Poor performance testing results

qfcgc commented 2 years ago

Describe the bug

Under heavy load during performance testing, Zeebe brokers crash from time to time. We checked Grafana graphs but we couldn't understand the root cause of all the deviations. There is a performance testing report attached, there are screenshots and comments from our 12-hour performance testing

To Reproduce

We encounter such incidents from time to time while testing the performance of our system. Under heavy load, the probability of incidents is higher, but it happens quite unexpectedly all the time

Expected behavior

Under heavy load, the system is stable

Environment:

OS: Linux
Zeebe Version: 8.0.5
Configuration: 12 brokers, 20 partitions

Attached files:

Zeebe Performance Testing report.pdf

saig0 commented 2 years ago

The topic was first raised in the Slack channel: https://camunda-platform.slack.com/archives/C6WGNHV2A/p1661953261878119

Zelldon commented 2 years ago

@qfcgc we need some more details regarding your setup.

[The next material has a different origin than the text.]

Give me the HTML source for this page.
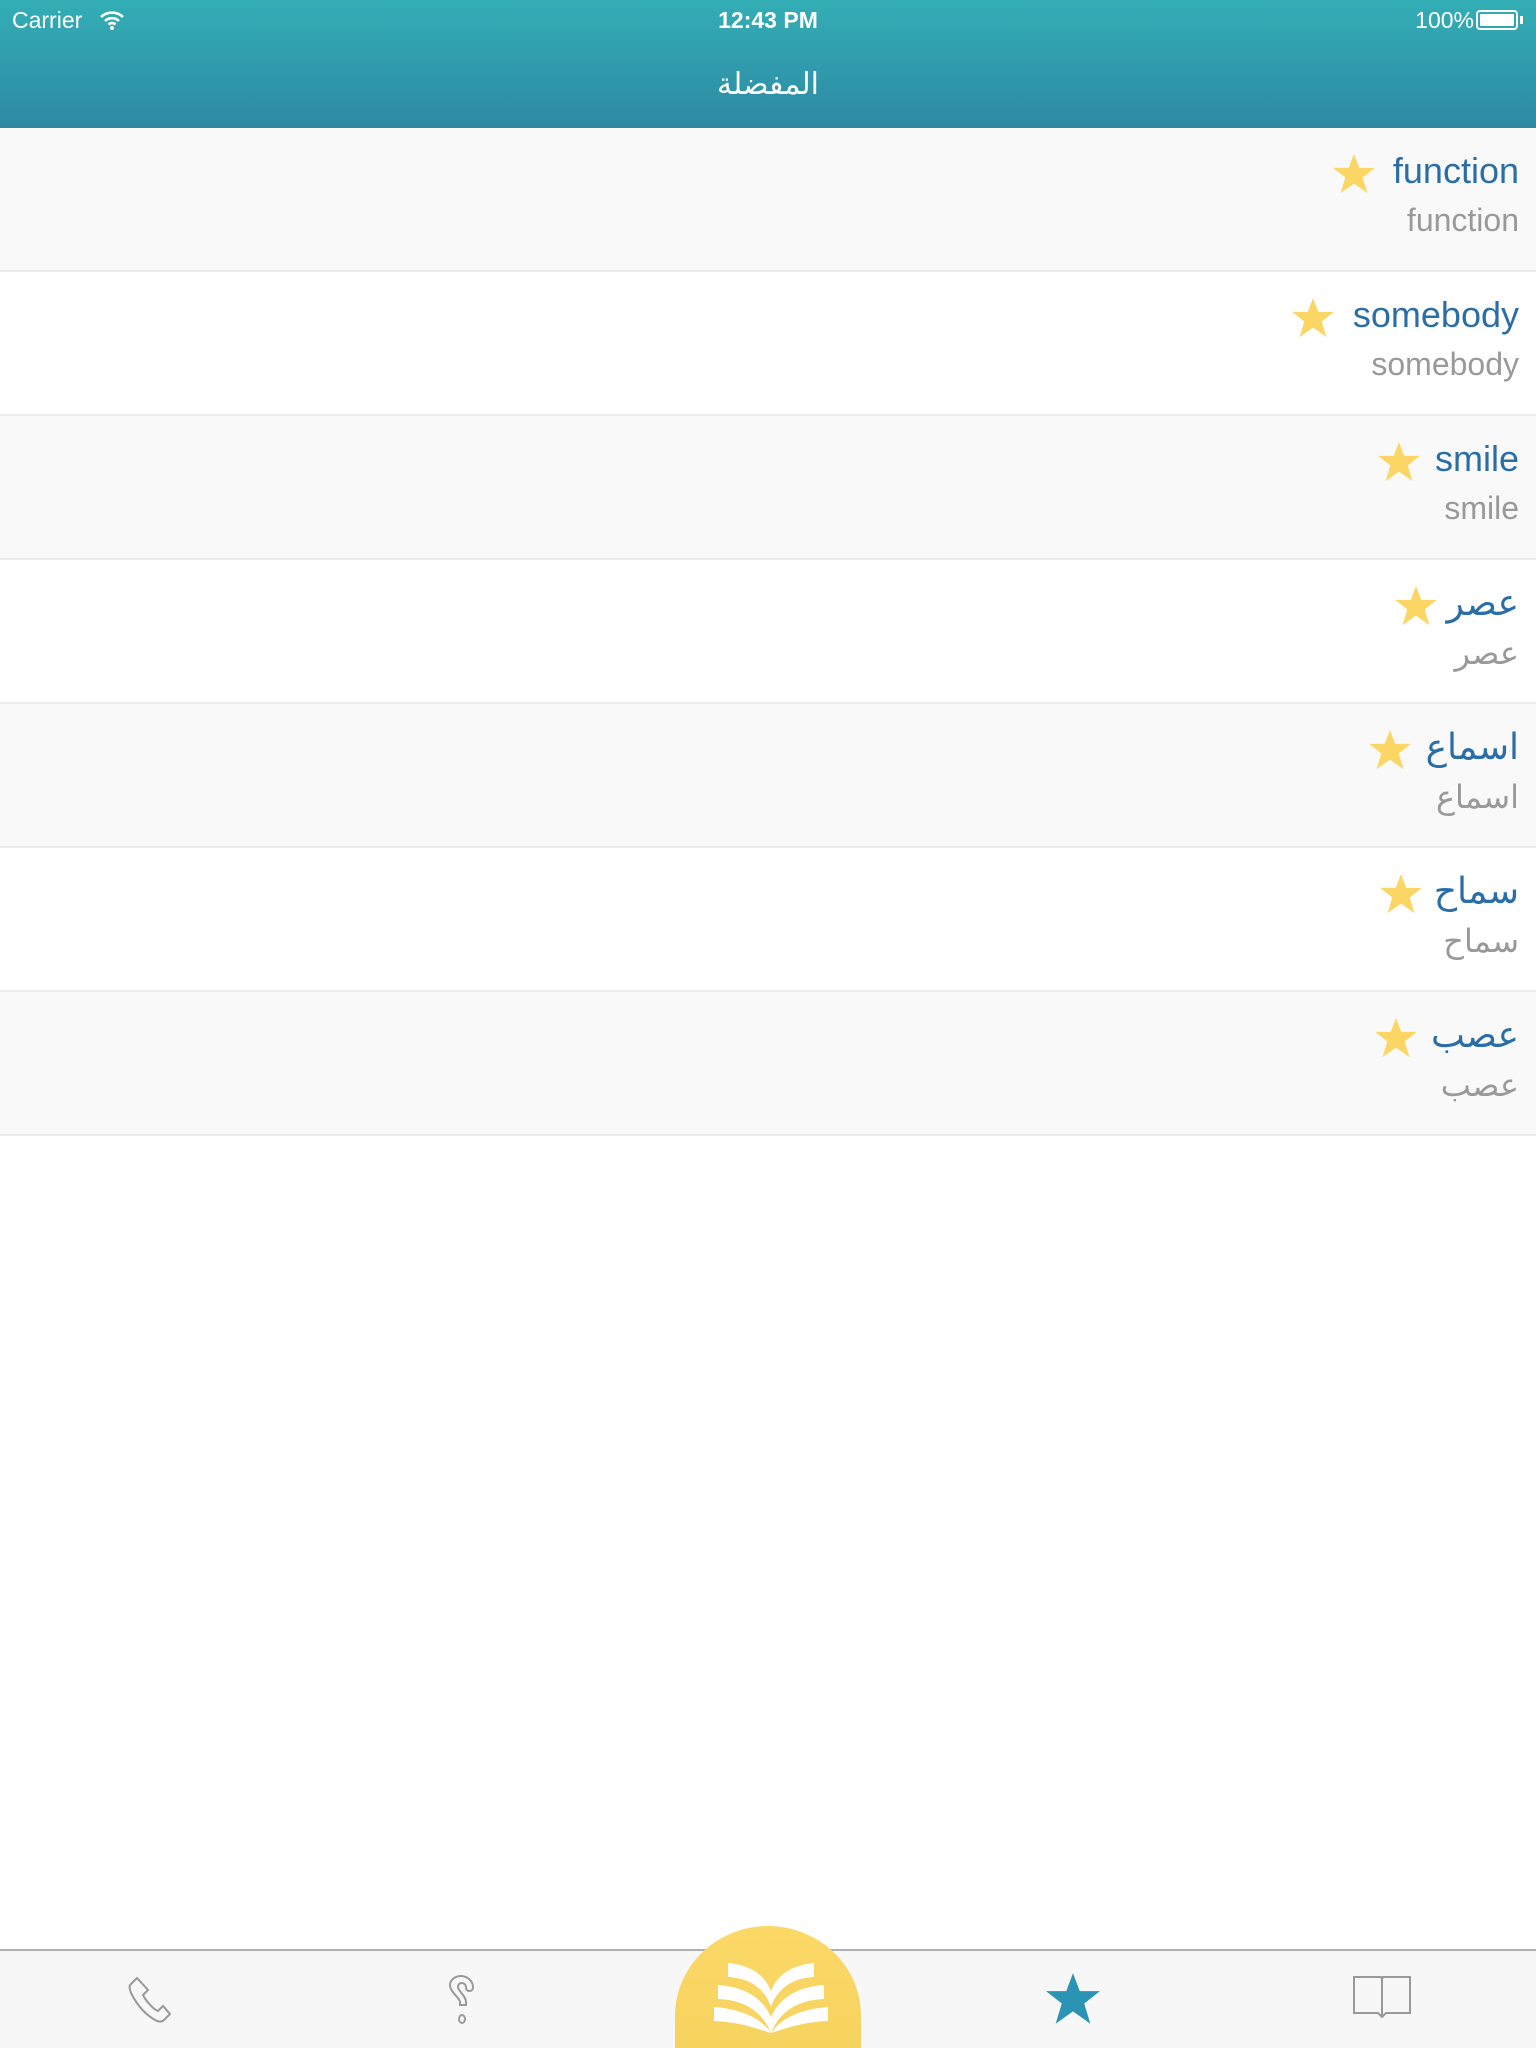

In what environment you're running? K8? Which cloud provider? Are you using the helm charts? How does your configuration look like? Please provide these details otherwise it is hard to help you here. Performance results are highly dependent on configuration and resources.

qfcgc commented 2 years ago

@Zelldon, thank you for your response!

We use the following configuration:

brokers + gateways: ltamzebro01...ltamzebro12 (12 servers): Red Hat Enterprise Linux 7 (64 bit), virtual server, 50 Gb HDD, 12 CPU, 16 Gb RAM workers: api,api1...api4 (5 servers): Red Hat Enterprise Linux 7 (64 bit), virtual server, 20 Gb HDD, 4 CPU, 15 Gb RAM

Our workers (within Java applications) are managed by Mesos Marathon (with plans to move to K8s). Our brokers and gateways are launched via Ansible scripts, and we manage them manually. Applications are containerized with Docker, and brokers and gateways are also launched within containers. The following scripts are used:

broker:

docker run --rm \
    -m 4500m \
    -v /etc/zeebe_broker/mobile-blue:/usr/local/zeebe/config \
    -v /data/zeebe_broker/mobile-blue:/usr/local/zeebe/data \
    -v /etc/zeebe_broker/mobile-blue/zeebe-kafka-exporter-3.0.0-jar-with-dependencies.jar:/usr/local/zeebe/lib/zeebe-kafka-exporter-3.0.0-jar-with-dependencies.jar \
    -v /etc/zeebe_broker/mobile-blue/kafka-clients-2.8.0.jar:/usr/local/zeebe/lib/kafka-clients-2.8.0.jar \
    -v /etc/zeebe_broker/mobile-blue/zeebe-hazelcast-exporter-1.0.1-jar-with-dependencies.jar:/usr/local/zeebe/lib/zeebe-hazelcast-exporter-1.0.1-jar-with-dependencies.jar \
    -p 35500:35500 \
    -p 35501:35501 \
    -p 35502:35502 \
    -e "JAVA_OPTS=-Xms128m -Xmx4000m" \
    -e SERVER_PORT=35500 \
    --name zeebe-broker-mobile-blue domain.name/camunda/zeebe:8.0.5

gateway:

docker run --rm \
    -e ZEEBE_STANDALONE_GATEWAY=true \
    -e SERVER_PORT=36501 \
    -m 1024m \
    -v /etc/zeebe_gateway/mobile-blue:/usr/local/zeebe/config \
    -v /etc/zeebe_gateway/mobile-blue/keycloak-interceptor/:/tmp/ \
    -e "ZEEBE_GATEWAY_SECURITY_KEYCLOAK_CONFIG_PATH=/usr/local/zeebe/config/zeebe-keycloak-config-blue.json" \
    -e "JAVA_OPTS=-Djavax.net.ssl.trustStore=/usr/local/zeebe/config/certs" \
    -e "CONFIG_FORCE_zeebeKeycloak_clientSecret=our_secret_is_here" \
    --network host \
    --name zeebe-gateway-mobile-blue domain.name/camunda/zeebe:8.0.5

Config files:

Zeebe broker: zeebe_broker_config.txt

Zeebe gateway: zeebe_gateway_config.txt

qfcgc commented 2 years ago

We've encountered a new incident where our broker failed, and it is interesting - it happened 30 minutes after performance testing ended. We can see on different graphs how the latency of various events has increased. Please have a look at it. The reason could be similar because it is the same environment. The file with Grafana graphs of this incident is attached. Zeebe Performance Testing note, incident after testing.pdf

Zelldon commented 2 years ago

@romansmirnov Do you have time to take a look at that? I'm still ooo.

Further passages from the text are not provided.